What exactly are the troublemakers doing, and how are the other children responding to their bad behavior?
posted by metalheart at 9:51 PM on September 6, 2009


One of the key things you're going to need to find out is what the school's policy for the student's behavior. In your free time, look in (from, say, the hallway) on the class when you're not around. As an English teacher in Japan, I've had students do things in class they wouldn't dream of doing in a "real" (in their eyes) class, where there was a Japanese teacher in charge. If the students are quite different in front of Korean teachers, point that out if you can get a meeting with the people in charge (head of the year, principle, whathaveyou). See if anything can be done to help you.

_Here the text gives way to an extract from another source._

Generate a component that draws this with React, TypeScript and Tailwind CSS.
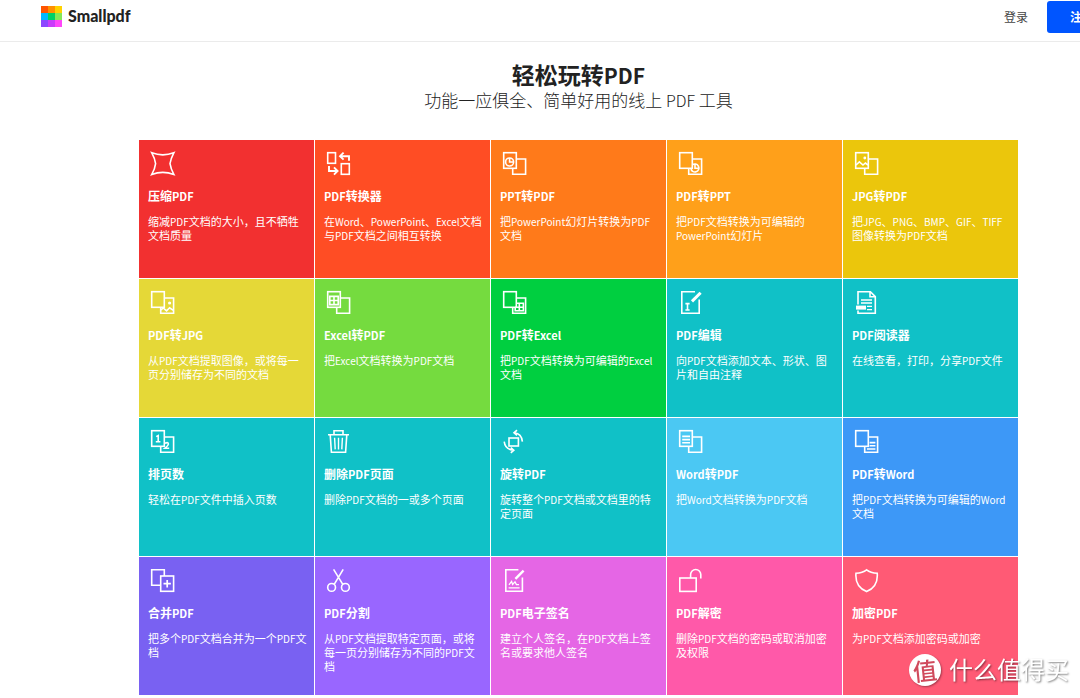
import type { ReactNode } from "react";

const FRONT = <rect x="1.7" y="1.7" width="12.6" height="15.6" />;
const BEHIND_RIGHT = <path d="M14.3 8H23.6V23.3H10.7V17.3" />;

const icons: Record<string, ReactNode> = {
  compress: <path d="M1.8 1.8Q12.8 6 23.8 1.8Q20.8 7.6 20 12.6Q20.8 17.6 23.8 23.4Q12.8 19.4 1.8 23.4Q5 17.6 5.6 12.6Q5 7.6 1.8 1.8Z" />,
  convert: (
    <>
      <rect x="1.7" y="1.7" width="7.8" height="10.6" />
      <rect x="15.3" y="12.7" width="8" height="10.6" />
      <path d="M23 9.8V5.2H14.4M17.6 1.6L14 5.2L17.6 8.6" strokeWidth="1.9" />
      <path d="M3 15V20H11M8 16.4L11.6 20L8 23.6" strokeWidth="1.9" />
    </>
  ),
  pptToPdf: (
    <>
      {FRONT}
      {BEHIND_RIGHT}
      <circle cx="7.6" cy="11" r="4" />
      <path d="M7.6 7V11H11.6" />
    </>
  ),
  pdfToPpt: (
    <>
      {FRONT}
      {BEHIND_RIGHT}
      <path d="M14.3 13.9A4 4 0 1 1 12.9 17.4M17 13.4V17.3H21" />
    </>
  ),
  jpgToPdf: (
    <>
      {FRONT}
      {BEHIND_RIGHT}
      <path d="M2 14L5.4 10.8L9 14L11.4 12L14 14" />
      <circle cx="10.8" cy="7" r="1.4" fill="currentColor" stroke="none" />
    </>
  ),
  pdfToJpg: (
    <>
      {FRONT}
      {BEHIND_RIGHT}
      <path d="M11 20L13.2 18L16.6 20.8L19.6 17.8L23.4 20.4" />
      <circle cx="19.6" cy="13" r="1.6" fill="currentColor" stroke="none" />
    </>
  ),
  excelToPdf: (
    <>
      {FRONT}
      {BEHIND_RIGHT}
      <path d="M3.8 6.4H12.2V14.6H3.8ZM8 6.4V14.6M3.8 10.5H12.2" />
    </>
  ),
  pdfToExcel: (
    <>
      {FRONT}
      {BEHIND_RIGHT}
      <path d="M14.3 13.2H21.4V20.8H13.2V17.3M17.3 13.2V20.8M13.2 17.2H21.4" />
    </>
  ),
  edit: (
    <>
      <path d="M17 1.8H3.8V23.3H21.2V9.4" />
      <path d="M14 11.4L22.6 2.8" strokeWidth="3" />
      <path d="M7.4 13.6H11.6M9.5 13.6V20M7.4 20H11.6" />
    </>
  ),
  reader: (
    <>
      <path d="M4 14.6V1.7H16.4L21.3 6.6V23.3H4V20.4M16 1.9V6.8H21.1" />
      <path d="M7 10H18M7 13H18M13 16.4H18M13 19.6H18" strokeWidth="1.3" />
      <rect x="2" y="15.6" width="10" height="4" fill="currentColor" stroke="none" />
    </>
  ),
  number: (
    <>
      {FRONT}
      {BEHIND_RIGHT}
      <path d="M6.2 7.6L8.2 6.6V12.8M5.8 12.8H10.4" />
      <path d="M15 14.2Q18.6 12.6 18.4 15.2Q18 17 15 19.2H19.2" />
    </>
  ),
  trash: (
    <>
      <path d="M2 5.8H23M4.2 5.8L5.4 23.3H19.6L20.8 5.8M8 5.6V1.7H17V5.6" />
      <path d="M8.6 8.8L9.2 20.4M12.5 8.8V20.4M16.4 8.8L15.8 20.4" strokeWidth="1.4" />
    </>
  ),
  rotate: (
    <>
      <rect x="7" y="9" width="9.4" height="8" />
      <path d="M12.4 3.8Q19.6 4.6 20.4 12.6M15 1.2L12 3.8L15 6.4" />
      <path d="M2.2 12.6Q3.2 20.4 11.4 21.2M8.8 18.6L11.8 21.2L8.8 23.8" />
    </>
  ),
  wordToPdf: (
    <>
      {FRONT}
      {BEHIND_RIGHT}
      <path d="M4.2 7.4H12M4.2 10.6H12M4.2 13.8H12" />
    </>
  ),
  pdfToWord: (
    <>
      {FRONT}
      {BEHIND_RIGHT}
      <path d="M15.6 13.6H21.4M15.6 16.8H21.4M13 20H21.4" />
    </>
  ),
  merge: (
    <>
      <path d="M10.7 17.3H1.7V1.7H14.3V8" />
      <rect x="10.7" y="8" width="12.9" height="15.3" />
      <path d="M17.2 12V19.4M13.5 15.7H20.9" strokeWidth="1.7" />
    </>
  ),
  split: (
    <>
      <path d="M7.6 1.4L16.8 16.4M17.2 1.4L8.2 16.4" />
      <circle cx="5.6" cy="19.4" r="3.9" />
      <circle cx="19.4" cy="19.4" r="3.9" />
    </>
  ),
  sign: (
    <>
      <path d="M16.4 1.8H3.8V23.3H20.4V9.6" />
      <path d="M13.4 10.8L21.6 2.6" strokeWidth="2.4" />
      <path d="M7 16.8L9.6 13.4L10.6 16.4L13 13.8L14.4 16.6H17M6.6 19.8H17.6" strokeWidth="1.3" />
    </>
  ),
  unlock: (
    <>
      <rect x="1.8" y="10" width="16.4" height="13.4" />
      <path d="M12.6 10V6.6A5 5 0 0 1 22.8 6.6V10.6" />
    </>
  ),
  protect: <path d="M12.6 1.8C15.4 4 19 5 23.2 5.2C24 13.6 20.2 20.4 12.6 23.6C5 20.4 1.2 13.6 2 5.2C6.2 5 9.8 4 12.6 1.8Z" />,
};

const tools = [
  { icon: "compress", bg: "bg-[#f23030]", title: "压缩PDF", text: "缩减PDF文档的大小，且不牺牲文档质量" },
  { icon: "convert", bg: "bg-[#ff4d24]", title: "PDF转换器", text: "在Word、PowerPoint、Excel文档与PDF文档之间相互转换" },
  { icon: "pptToPdf", bg: "bg-[#ff7a1a]", title: "PPT转PDF", text: "把PowerPoint幻灯片转换为PDF文档" },
  { icon: "pdfToPpt", bg: "bg-[#ffa01a]", title: "PDF转PPT", text: "把PDF文档转换为可编辑的PowerPoint幻灯片" },
  { icon: "jpgToPdf", bg: "bg-[#ebc60c]", title: "JPG转PDF", text: "把JPG、PNG、BMP、GIF、TIFF图像转换为PDF文档" },
  { icon: "pdfToJpg", bg: "bg-[#e5d837]", title: "PDF转JPG", text: "从PDF文档提取图像，或将每一页分别储存为不同的文档" },
  { icon: "excelToPdf", bg: "bg-[#75db3f]", title: "Excel转PDF", text: "把Excel文档转换为PDF文档" },
  { icon: "pdfToExcel", bg: "bg-[#00cf40]", title: "PDF转Excel", text: "把PDF文档转换为可编辑的Excel文档" },
  { icon: "edit", bg: "bg-[#10c1c7]", title: "PDF编辑", text: "向PDF文档添加文本、形状、图片和自由注释" },
  { icon: "reader", bg: "bg-[#10c1c7]", title: "PDF阅读器", text: "在线查看，打印，分享PDF文件" },
  { icon: "number", bg: "bg-[#10c1c7]", title: "排页数", text: "轻松在PDF文件中插入页数" },
  { icon: "trash", bg: "bg-[#10c1c7]", title: "删除PDF页面", text: "删除PDF文档的一或多个页面" },
  { icon: "rotate", bg: "bg-[#10c1c7]", title: "旋转PDF", text: "旋转整个PDF文档或文档里的特定页面" },
  { icon: "wordToPdf", bg: "bg-[#4bc8f3]", title: "Word转PDF", text: "把Word文档转换为PDF文档" },
  { icon: "pdfToWord", bg: "bg-[#3d98f7]", title: "PDF转Word", text: "把PDF文档转换为可编辑的Word文档" },
  { icon: "merge", bg: "bg-[#7961f2]", title: "合并PDF", text: "把多个PDF文档合并为一个PDF文档" },
  { icon: "split", bg: "bg-[#9966ff]", title: "PDF分割", text: "从PDF文档提取特定页面，或将每一页分别储存为不同的PDF文档" },
  { icon: "sign", bg: "bg-[#e566e5]", title: "PDF电子签名", text: "建立个人签名，在PDF文档上签名或要求他人签名" },
  { icon: "unlock", bg: "bg-[#ff59a9]", title: "PDF解密", text: "删除PDF文档的密码或取消加密及权限" },
  { icon: "protect", bg: "bg-[#ff5a75]", title: "加密PDF", text: "为PDF文档添加密码或加密" },
];

// Latin words are set one size below the Chinese text around them
function Mixed({ text, latin }: { text: string; latin: string }) {
  return text.split(/([A-Za-z]+)/).map((part, i) =>
    i % 2 ? <span key={i} className={`${latin} leading-none`}>{part}</span> : part
  );
}

function Logo() {
  return (
    <svg viewBox="0 0 21 21" className="w-[21px] h-[21px]" shapeRendering="crispEdges" aria-hidden="true">
      <rect width="7" height="7" fill="#ff5500" />
      <rect x="7" width="7" height="7" fill="#ff9100" />
      <rect x="14" width="7" height="7" fill="#ffd200" />
      <rect y="7" width="7" height="7" fill="#00b8ff" />
      <rect x="7" y="7" width="7" height="7" fill="#00d166" />
      <rect x="14" y="7" width="7" height="7" fill="#85e857" />
      <rect y="14" width="7" height="7" fill="#8c46ff" />
      <rect x="7" y="14" width="7" height="7" fill="#c83cfa" />
      <rect x="14" y="14" width="7" height="7" fill="#ff46f8" />
    </svg>
  );
}

export default function App() {
  return (
    <div className="min-h-screen overflow-hidden bg-white font-['Noto_Sans_CJK_SC',sans-serif] text-[#222]">
      <div className="min-w-[1157px]">
        <header className="flex items-center justify-between px-10 pt-px pb-2 border-b border-[#ebebeb]">
          <a href="#" className="flex items-center gap-1.5 ml-px pb-0.5">
            <Logo />
            <span className="font-['Lato',sans-serif] font-black text-base leading-5">Smallpdf</span>
          </a>
          <nav className="flex items-center gap-[19px] text-xs">
            <a href="#" className="text-[#444]">登录</a>
            <button className="h-8 w-[70px] rounded-[3px] bg-[#0055ff] text-white font-bold">注册</button>
          </nav>
        </header>

        <main className="pb-[3px]">
          <div className="pt-[18px] text-center">
            <h1 className="text-[23px] leading-7 font-bold">
              <Mixed text="轻松玩转PDF" latin="text-[21px]" />
            </h1>
            <p className="text-[17px] leading-6 font-light">
              <Mixed text="功能一应俱全、简单好用的线上 PDF 工具" latin="text-[16px]" />
            </p>
          </div>

          <div className="grid grid-cols-5 gap-px max-w-[879px] mx-auto mt-7">
            {tools.map(tool => (
              <a
                key={tool.title}
                href="#"
                className={`${tool.bg} min-h-[138px] pt-[11px] pl-[9px] pr-1.5 text-white`}
              >
                <svg
                  viewBox="0 0 26 26"
                  className="w-[26px] h-[26px] ml-0.5"
                  fill="none"
                  stroke="currentColor"
                  strokeWidth="1.6"
                  aria-hidden="true"
                >
                  {icons[tool.icon]}
                </svg>
                <h2 className="mt-[11px] text-xs leading-4 font-bold">
                  <Mixed text={tool.title} latin="text-[11px]" />
                </h2>
                <p className="mt-2.5 text-[11px] leading-[14px]">
                  <Mixed text={tool.text} latin="text-[10px]" />
                </p>
              </a>
            ))}
          </div>
        </main>
      </div>

      <div className="fixed right-[11px] bottom-[11px] flex items-center gap-2 text-white">
        <span className="flex items-center justify-center size-8 rounded-full bg-white text-[#d04a5c] text-2xl leading-8 font-medium shadow-[1px_1px_2px_rgba(0,0,0,0.35)]">
          <span className="-rotate-6">值</span>
        </span>
        <span className="pb-0.5 text-2xl leading-8 [text-shadow:1px_1px_2px_rgba(0,0,0,0.5)]">什么值得买</span>
      </div>
    </div>
  );
}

If you do set rules, you absolutely must follow them, pretty much without exclusion. If you go back on one rule, the kids will test all the other rules. In essence, do not make a rule you can't or won't enforce. Also, the level of enforcement, it most likely won't be up to you. The school will most likely have policy in place, and, well, from a friends experience and the Tokyo Korean School, that did include corporal punishment, which is something my friend (and I) were pretty horrified by. Not that you'd be expected to do anything, just be aware that by trying to enforce some kind of order, if the wrong set of ears hears your complaints/struggles, they might decide that's what's in order.

Never give an ultimatum, to any student, at any age. You will always "lose" because all the student has to do is say no, and you'll have lost a massive amount of face in front of the class, which will make things progressively harder. Always offer at least two choices to the children, one of them being what you want them to do, and the other being (to their minds) so hideously bad that they'd never choose it. Unfortunately, if they did actually choose B, well, you'll have to follow through with it.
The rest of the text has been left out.